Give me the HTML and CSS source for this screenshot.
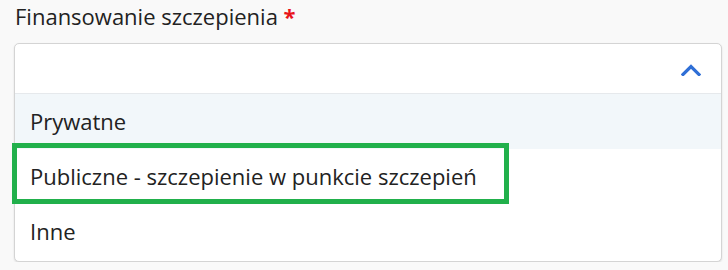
FILE: index.html
```html
<!DOCTYPE html>
<html lang="pl">
  <head>
    <meta charset="utf-8" />
    <title>Finansowanie szczepienia</title>
    <link rel="stylesheet" href="styles.css">
  </head>
  <body>
    <div class="field">
      <label class="field-label">Finansowanie szczepienia <span class="required">*</span></label>

      <div class="select">
        <div class="select-input">
          <svg class="chevron" width="20" height="12" viewBox="0 0 20 12">
            <path d="M2 10.5 L10 2.5 L18 10.5" fill="none" stroke="#2f6fd6" stroke-width="3.2" stroke-linecap="square" stroke-linejoin="miter"/>
          </svg>
        </div>
        <ul class="options">
          <li class="option option-hover">Prywatne</li>
          <li class="option">
            Publiczne - szczepienie w punkcie szczepień
            <span class="highlight"></span>
          </li>
          <li class="option">Inne</li>
        </ul>
      </div>
    </div>
  </body>
</html>
```

FILE: styles.css
```css
body {
  margin: 0;
  background-color: #f9f9f9;
  font-family: "Open Sans", "Noto Sans", sans-serif;
  color: #222;
}

.field {
  padding: 1px 8px 0 14px;
}

.field-label {
  display: block;
  font-size: 22px;
  line-height: 30px;
  padding-left: 1px;
  color: #222;
}

.required {
  color: #e8141b;
  font-weight: 700;
}

.select {
  margin-top: 12px;
  width: 706px;
  background: white;
  border: 1px solid #d4d4d4;
  border-radius: 5px;
  box-shadow: 0 1px 2px rgba(0, 0, 0, 0.12);
}

.select-input {
  height: 49px;
  border-bottom: 1px solid #e6e9ec;
  display: flex;
  align-items: center;
  justify-content: flex-end;
  padding-right: 20px;
}

.chevron {
  margin-top: 2px;
}

.options {
  list-style: none;
  margin: 0;
  padding: 0 0 2px;
}

.option {
  position: relative;
  font-size: 22px;
  line-height: 30px;
  padding: 12px 15px 13px;
  color: #222;
}

.option-hover {
  background-color: #f2f7fa;
}

.highlight {
  position: absolute;
  top: -6px;
  left: -3px;
  width: 487px;
  height: 51px;
  border: 5px solid #21b04b;
}
```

● **Given instruction**: The listing above needs to be output again exactly. Don't include the pictures.

● **Response below**:
Give me the HTML and CSS source for this screenshot.
FILE: index.html
```html
<!DOCTYPE html>
<html lang="pl">
  <head>
    <meta charset="utf-8" />
    <title>Finansowanie szczepienia</title>
    <link rel="stylesheet" href="styles.css">
  </head>
  <body>
    <div class="field">
      <label class="field-label">Finansowanie szczepienia <span class="required">*</span></label>

      <div class="select">
        <div class="select-input">
          <svg class="chevron" width="20" height="12" viewBox="0 0 20 12">
            <path d="M2 10.5 L10 2.5 L18 10.5" fill="none" stroke="#2f6fd6" stroke-width="3.2" stroke-linecap="square" stroke-linejoin="miter"/>
          </svg>
        </div>
        <ul class="options">
          <li class="option option-hover">Prywatne</li>
          <li class="option">
            Publiczne - szczepienie w punkcie szczepień
            <span class="highlight"></span>
          </li>
          <li class="option">Inne</li>
        </ul>
      </div>
    </div>
  </body>
</html>
```

FILE: styles.css
```css
body {
  margin: 0;
  background-color: #f9f9f9;
  font-family: "Open Sans", "Noto Sans", sans-serif;
  color: #222;
}

.field {
  padding: 1px 8px 0 14px;
}

.field-label {
  display: block;
  font-size: 22px;
  line-height: 30px;
  padding-left: 1px;
  color: #222;
}

.required {
  color: #e8141b;
  font-weight: 700;
}

.select {
  margin-top: 12px;
  width: 706px;
  background: white;
  border: 1px solid #d4d4d4;
  border-radius: 5px;
  box-shadow: 0 1px 2px rgba(0, 0, 0, 0.12);
}

.select-input {
  height: 49px;
  border-bottom: 1px solid #e6e9ec;
  display: flex;
  align-items: center;
  justify-content: flex-end;
  padding-right: 20px;
}

.chevron {
  margin-top: 2px;
}

.options {
  list-style: none;
  margin: 0;
  padding: 0 0 2px;
}

.option {
  position: relative;
  font-size: 22px;
  line-height: 30px;
  padding: 12px 15px 13px;
  color: #222;
}

.option-hover {
  background-color: #f2f7fa;
}

.highlight {
  position: absolute;
  top: -6px;
  left: -3px;
  width: 487px;
  height: 51px;
  border: 5px solid #21b04b;
}
```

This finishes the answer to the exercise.